§ **Task to complete**: Reproduce exactly the lines below, from the first one through the line containing "import React from 'react';", and omit any pictures.
-- start Supplied data --
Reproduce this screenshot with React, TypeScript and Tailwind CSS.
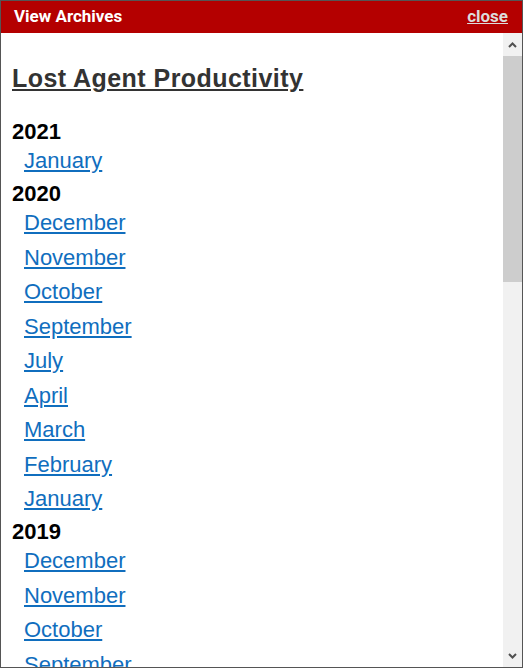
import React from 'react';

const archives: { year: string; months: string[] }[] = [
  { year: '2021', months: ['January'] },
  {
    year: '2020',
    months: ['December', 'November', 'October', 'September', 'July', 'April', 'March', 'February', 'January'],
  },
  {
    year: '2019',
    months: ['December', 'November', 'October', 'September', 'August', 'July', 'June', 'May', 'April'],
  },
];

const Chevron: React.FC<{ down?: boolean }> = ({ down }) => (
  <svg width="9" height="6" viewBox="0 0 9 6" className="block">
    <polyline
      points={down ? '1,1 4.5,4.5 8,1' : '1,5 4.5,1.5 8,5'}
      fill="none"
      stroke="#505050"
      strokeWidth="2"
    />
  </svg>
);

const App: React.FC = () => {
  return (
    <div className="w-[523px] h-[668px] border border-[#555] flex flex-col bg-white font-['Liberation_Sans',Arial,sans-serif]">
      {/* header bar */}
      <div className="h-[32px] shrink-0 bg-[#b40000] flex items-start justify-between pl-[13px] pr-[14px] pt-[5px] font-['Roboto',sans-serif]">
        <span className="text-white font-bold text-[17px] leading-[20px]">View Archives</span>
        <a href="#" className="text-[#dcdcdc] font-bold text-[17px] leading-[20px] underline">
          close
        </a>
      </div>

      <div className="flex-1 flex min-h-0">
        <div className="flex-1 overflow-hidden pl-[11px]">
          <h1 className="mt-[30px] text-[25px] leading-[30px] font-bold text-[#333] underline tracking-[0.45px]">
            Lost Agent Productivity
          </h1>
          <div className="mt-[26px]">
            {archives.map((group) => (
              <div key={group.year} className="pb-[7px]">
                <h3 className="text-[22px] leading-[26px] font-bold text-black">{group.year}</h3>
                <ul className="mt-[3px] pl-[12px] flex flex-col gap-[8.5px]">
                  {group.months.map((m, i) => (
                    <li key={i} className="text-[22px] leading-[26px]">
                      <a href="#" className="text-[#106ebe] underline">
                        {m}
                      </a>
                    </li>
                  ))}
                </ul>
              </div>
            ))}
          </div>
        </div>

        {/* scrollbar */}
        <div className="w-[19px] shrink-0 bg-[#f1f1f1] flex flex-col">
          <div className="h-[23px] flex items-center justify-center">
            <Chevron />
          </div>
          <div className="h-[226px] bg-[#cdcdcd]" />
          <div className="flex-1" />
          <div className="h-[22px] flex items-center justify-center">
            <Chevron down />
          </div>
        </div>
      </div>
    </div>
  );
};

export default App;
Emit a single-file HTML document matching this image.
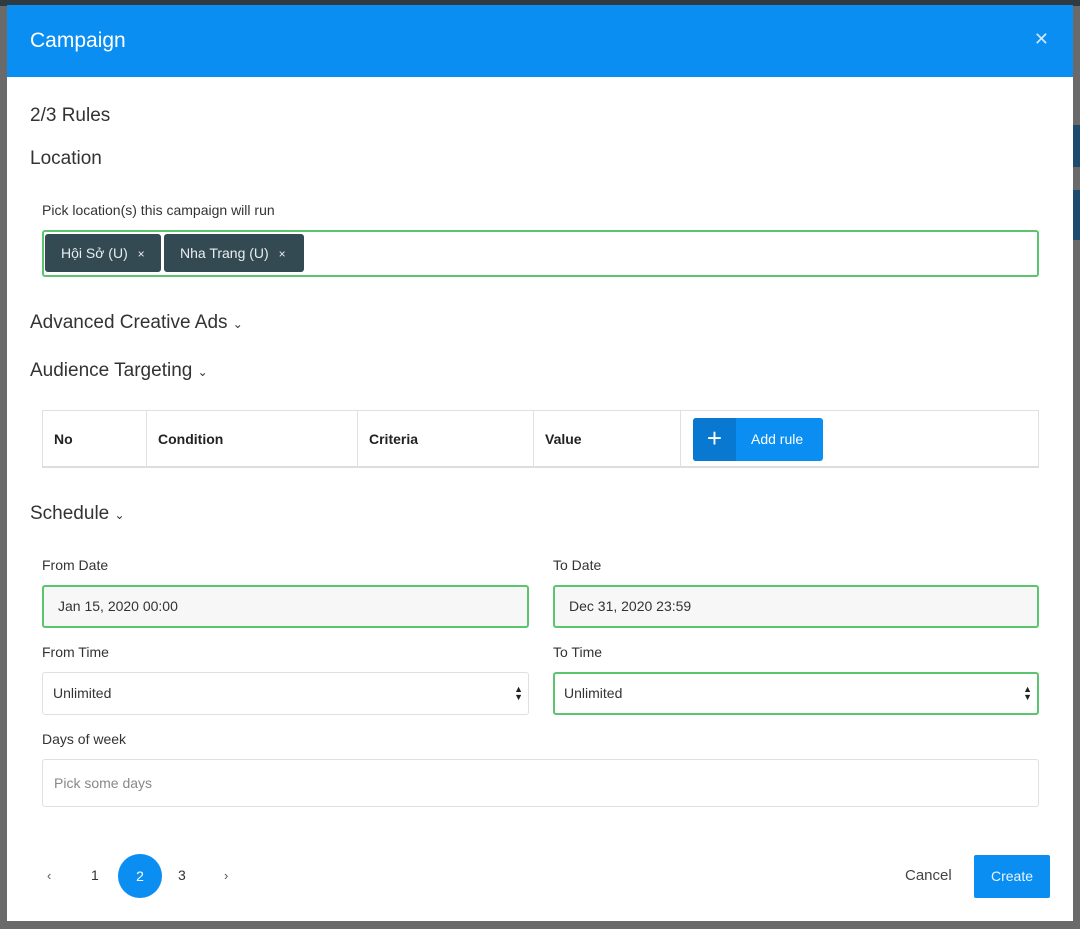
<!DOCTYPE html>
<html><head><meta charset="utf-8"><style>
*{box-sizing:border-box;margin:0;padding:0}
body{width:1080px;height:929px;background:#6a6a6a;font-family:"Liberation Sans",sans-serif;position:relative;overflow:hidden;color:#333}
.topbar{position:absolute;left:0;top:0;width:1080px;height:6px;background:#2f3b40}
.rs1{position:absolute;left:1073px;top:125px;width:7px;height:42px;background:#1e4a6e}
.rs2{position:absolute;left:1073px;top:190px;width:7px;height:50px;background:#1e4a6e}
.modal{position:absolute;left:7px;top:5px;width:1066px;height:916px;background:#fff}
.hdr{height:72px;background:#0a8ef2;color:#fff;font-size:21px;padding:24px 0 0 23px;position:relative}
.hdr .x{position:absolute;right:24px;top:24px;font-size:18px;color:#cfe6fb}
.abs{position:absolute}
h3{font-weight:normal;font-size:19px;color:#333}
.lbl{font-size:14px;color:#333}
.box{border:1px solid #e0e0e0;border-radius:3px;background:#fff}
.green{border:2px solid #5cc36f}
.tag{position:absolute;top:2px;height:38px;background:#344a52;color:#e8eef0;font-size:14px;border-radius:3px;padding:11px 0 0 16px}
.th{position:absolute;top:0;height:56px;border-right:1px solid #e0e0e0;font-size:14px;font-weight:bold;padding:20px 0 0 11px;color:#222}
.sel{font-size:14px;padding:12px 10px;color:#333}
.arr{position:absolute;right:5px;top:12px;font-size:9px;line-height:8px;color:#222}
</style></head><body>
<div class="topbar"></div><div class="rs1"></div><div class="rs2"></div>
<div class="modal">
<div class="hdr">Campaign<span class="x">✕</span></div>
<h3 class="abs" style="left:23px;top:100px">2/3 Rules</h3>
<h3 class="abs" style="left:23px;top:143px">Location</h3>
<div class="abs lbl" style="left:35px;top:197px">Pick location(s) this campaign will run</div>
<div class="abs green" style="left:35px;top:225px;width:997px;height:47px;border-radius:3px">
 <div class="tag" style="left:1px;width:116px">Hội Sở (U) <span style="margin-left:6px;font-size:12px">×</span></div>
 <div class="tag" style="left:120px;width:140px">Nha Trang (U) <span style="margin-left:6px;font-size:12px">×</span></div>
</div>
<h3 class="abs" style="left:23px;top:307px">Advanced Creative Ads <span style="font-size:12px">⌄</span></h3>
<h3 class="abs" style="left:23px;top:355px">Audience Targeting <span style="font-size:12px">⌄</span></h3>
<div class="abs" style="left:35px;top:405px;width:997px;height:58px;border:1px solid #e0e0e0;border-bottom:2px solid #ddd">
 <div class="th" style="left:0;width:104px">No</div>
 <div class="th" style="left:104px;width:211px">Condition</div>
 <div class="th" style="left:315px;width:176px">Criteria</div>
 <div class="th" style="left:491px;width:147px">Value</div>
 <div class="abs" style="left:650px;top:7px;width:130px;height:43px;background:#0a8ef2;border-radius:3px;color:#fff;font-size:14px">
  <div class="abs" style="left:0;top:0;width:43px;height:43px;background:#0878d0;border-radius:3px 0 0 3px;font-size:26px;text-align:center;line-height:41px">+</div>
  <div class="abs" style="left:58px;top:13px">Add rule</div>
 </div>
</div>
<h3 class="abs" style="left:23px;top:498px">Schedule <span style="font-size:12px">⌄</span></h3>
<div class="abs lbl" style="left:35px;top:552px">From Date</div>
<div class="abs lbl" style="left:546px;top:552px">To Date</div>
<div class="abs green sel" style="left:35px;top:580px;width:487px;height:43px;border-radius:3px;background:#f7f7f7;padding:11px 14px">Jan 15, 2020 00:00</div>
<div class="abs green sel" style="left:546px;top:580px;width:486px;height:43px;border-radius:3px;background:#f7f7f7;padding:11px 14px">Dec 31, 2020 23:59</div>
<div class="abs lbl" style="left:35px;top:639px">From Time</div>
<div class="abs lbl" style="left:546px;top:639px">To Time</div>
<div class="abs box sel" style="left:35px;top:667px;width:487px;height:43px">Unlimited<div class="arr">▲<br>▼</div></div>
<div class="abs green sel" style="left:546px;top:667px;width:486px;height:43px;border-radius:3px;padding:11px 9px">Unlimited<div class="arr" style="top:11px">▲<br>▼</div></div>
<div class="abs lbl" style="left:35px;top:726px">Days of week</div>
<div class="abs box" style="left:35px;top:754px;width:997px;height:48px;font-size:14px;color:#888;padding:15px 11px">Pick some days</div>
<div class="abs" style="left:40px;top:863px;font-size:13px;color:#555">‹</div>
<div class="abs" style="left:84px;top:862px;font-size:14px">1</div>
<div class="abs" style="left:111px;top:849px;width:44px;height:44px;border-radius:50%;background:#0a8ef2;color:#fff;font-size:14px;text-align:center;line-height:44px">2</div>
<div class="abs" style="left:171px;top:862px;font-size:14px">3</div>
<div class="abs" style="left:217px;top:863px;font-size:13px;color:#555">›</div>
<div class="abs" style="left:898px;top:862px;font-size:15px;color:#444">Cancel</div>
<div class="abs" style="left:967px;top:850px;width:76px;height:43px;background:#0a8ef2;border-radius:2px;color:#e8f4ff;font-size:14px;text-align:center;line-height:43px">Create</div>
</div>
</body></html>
-- end Supplied data --
§ **Written solution**:
Reproduce this screenshot with React, TypeScript and Tailwind CSS.
import React from 'react';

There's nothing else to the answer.